Description
— New stock added —
1970 Summer Isles set, featuring decimal conversion overprints on the previously produced definitives showing different fish alongside a map of the islands.
The earlier 1d, 2d, 4d, 6d, 1s and 2s6d denominations are cancelled out with a thick black line (6 x 3mm), and replaced by ½p, 1p, 2p, 2½p, 5p and 7½p values respectively.
Note that the official Summer Isles stamp catalogue that we have (2013) only lists one version of this issue – the one illustrated here with 6 x 3mm bars. In reality, however, variants do exist with thinner bars (approximately 4 x 1.5mm) and in some cases values in a completely different typeface. As far as we can tell, these are genuine variants rather than any kind of forgery, as we have seen postally used examples. We intend to list the variations separately in the future.
A similar overprinted issue to this one also exists from 1977, but it features the old values cancelled out using black circles instead of bars, and different denominations.
Unmounted Mint / MNH / Mint Never Hinged.
About the Summer Isles
Unlike a lot of the labels that purport to come from islands off the coast of Britain, Summer Isles stamps have always performed a genuine local postal function.
On 1 September 1970, due to the lack of an official postal service to and from the largest and only inhabited island, Tanera Mòr, the Summer Isles Estate was permitted to launch a private, year-round mail service to and from the mainland at Achiltibuie. Mail posted on the island has always had to bear both a Summer Isles stamp (for transportation to the mainland) and a Royal Mail stamp (for its onward journey).
Seventeen attractive stamp issues were produced between 1970 and 1986, before the service fell dormant until its relaunch under new ownership in 1996, marked by the appearance of a third definitive issue featuring a map of the islands. Further well-designed issues appeared on a near-annual basis until 2013.
The first new issue in three years - and the most recent to date - was produced in 2016, celebrating "Island Music".
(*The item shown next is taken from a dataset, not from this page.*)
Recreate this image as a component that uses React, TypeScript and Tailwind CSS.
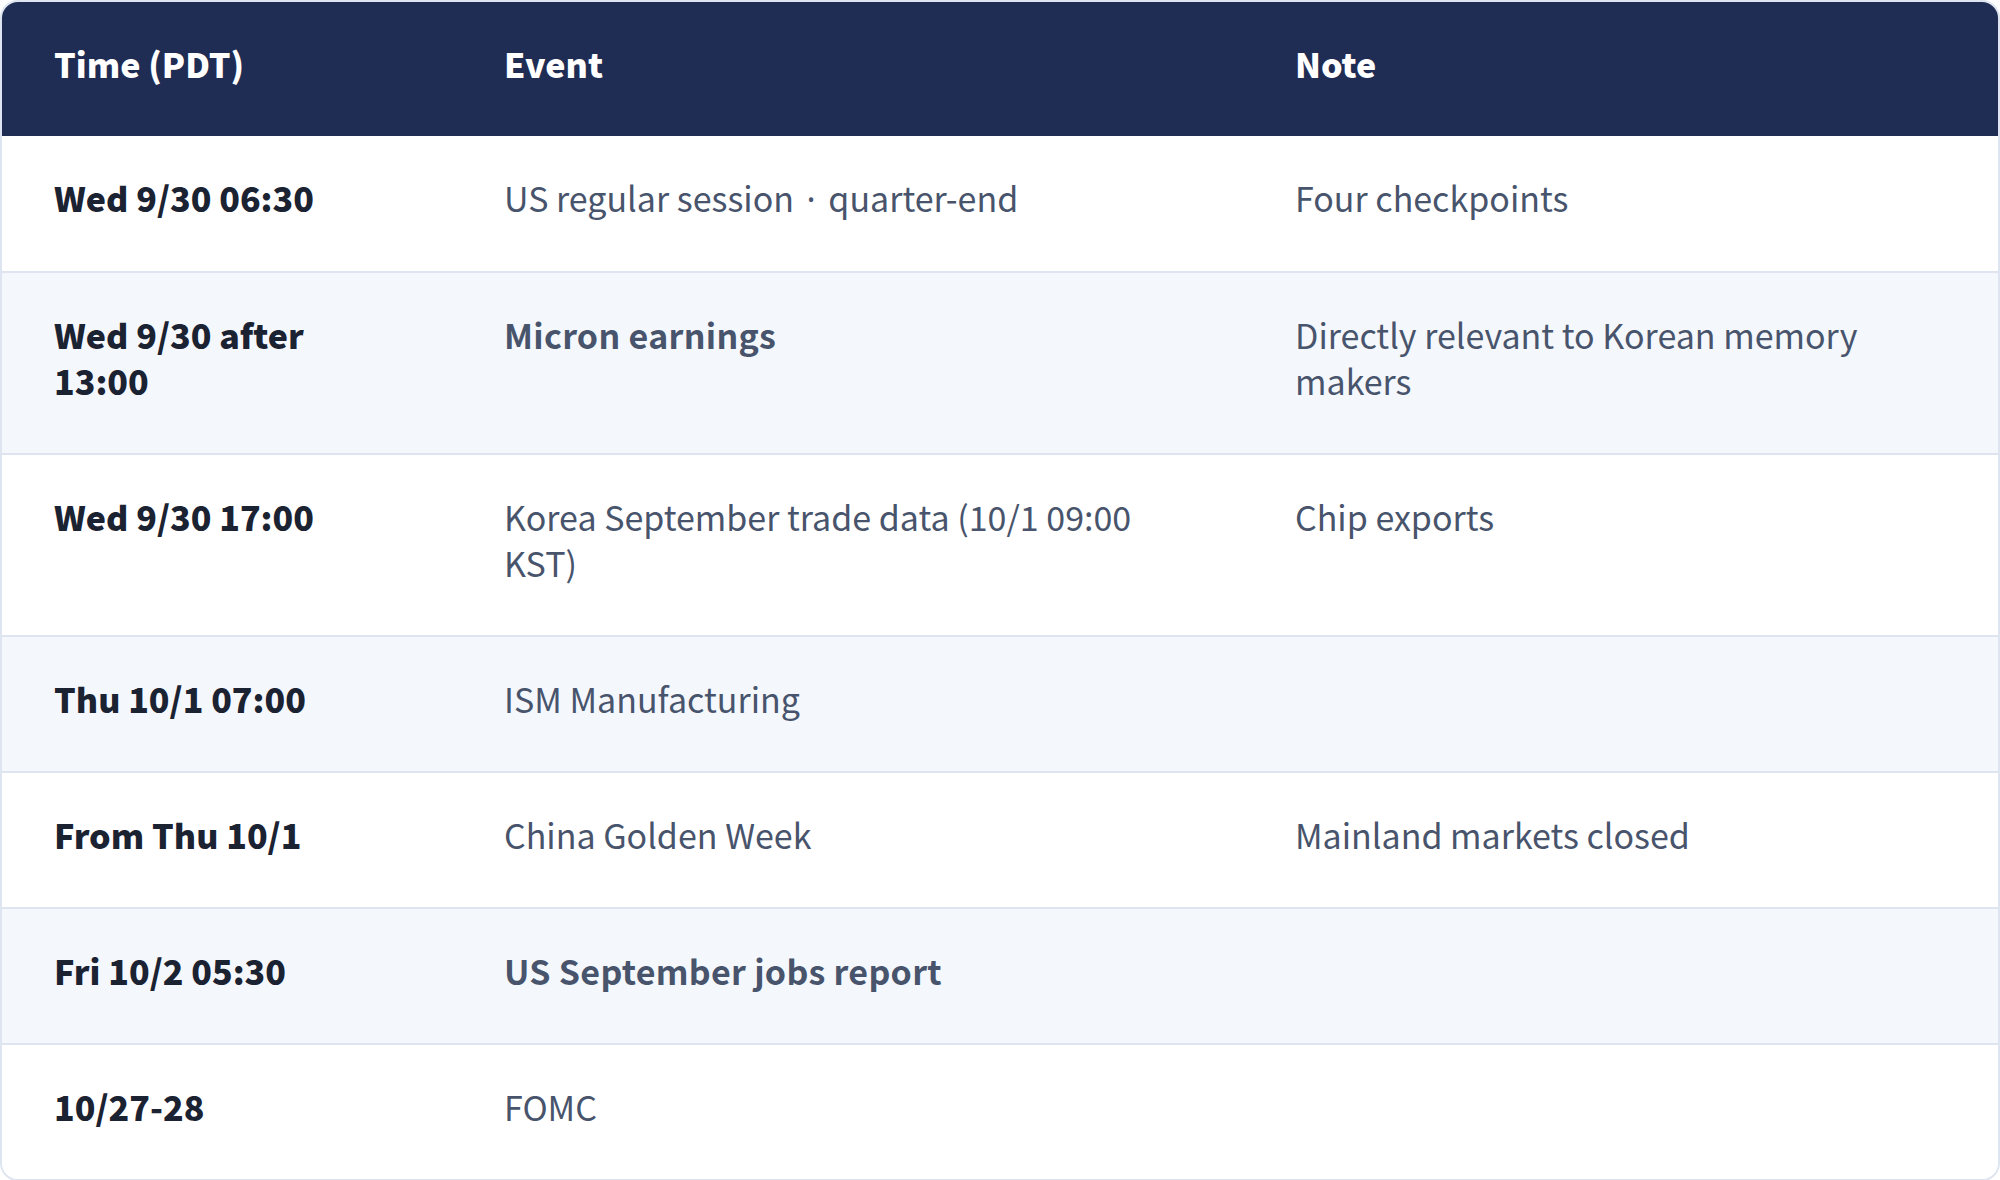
const rows = [
  { time: "Wed 9/30 06:30", event: "US regular session · quarter-end", note: "Four checkpoints" },
  { time: "Wed 9/30 after 13:00", event: "Micron earnings", note: "Directly relevant to Korean memory makers", strong: true },
  { time: "Wed 9/30 17:00", event: "Korea September trade data (10/1 09:00 KST)", note: "Chip exports" },
  { time: "Thu 10/1 07:00", event: "ISM Manufacturing", note: "" },
  { time: "From Thu 10/1", event: "China Golden Week", note: "Mainland markets closed" },
  { time: "Fri 10/2 05:30", event: "US September jobs report", note: "", strong: true },
  { time: "10/27-28", event: "FOMC", note: "" },
];

export default function App() {
  return (
    <div className="w-[2000px] bg-white" style={{ fontFamily: '"Noto Sans CJK KR", "Noto Sans", sans-serif' }}>
      <div className="overflow-hidden rounded-[18px] border-2 border-[#dee4f0]">
        <table className="w-full table-fixed border-collapse text-[34px] leading-[46px]">
          <colgroup>
            <col className="w-[450px]" />
            <col className="w-[791px]" />
            <col />
          </colgroup>
          <thead>
            <tr className="bg-[#1f2c53] text-left text-white">
              <th className="px-[52px] pt-[39px] pb-[49px] font-extrabold">Time (PDT)</th>
              <th className="px-[52px] pt-[39px] pb-[49px] font-extrabold">Event</th>
              <th className="px-[52px] pt-[39px] pb-[49px] font-extrabold">Note</th>
            </tr>
          </thead>
          <tbody>
            {rows.map((row, i) => (
              <tr
                key={row.time}
                className={`${i % 2 === 1 ? "bg-[#f4f7fc]" : "bg-white"} ${i < rows.length - 1 ? "border-b-2 border-[#dee4f0]" : ""}`}
              >
                <td className="px-[52px] pt-[39px] pb-[49px] align-top font-extrabold text-[#1b2231]">{row.time}</td>
                <td className={`px-[52px] pt-[39px] pb-[49px] align-top text-[#48546c] ${row.strong ? "font-bold tracking-[0.3px]" : ""}`}>
                  {row.event.includes("·") ? (
                    <>
                      {row.event.split("·")[0]}
                      <span className="mx-[5px] font-['Noto_Sans']">·</span>
                      {row.event.split("·")[1]}
                    </>
                  ) : (
                    row.event
                  )}
                </td>
                <td className="px-[52px] pt-[39px] pb-[49px] align-top text-[#48546c]">{row.note}</td>
              </tr>
            ))}
          </tbody>
        </table>
      </div>
    </div>
  );
}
After several years on the market, the island of Tanera Mòr was purchased by businessman Ian Wace in 2017, and is (as of 2024) still undergoing a programme of restoration that will see it "become an idyllic retreat capable of hosting up to 60 paying guests". We understand that a new post office has been built, but will not be operational again until the seven-year renovation of the island is complete.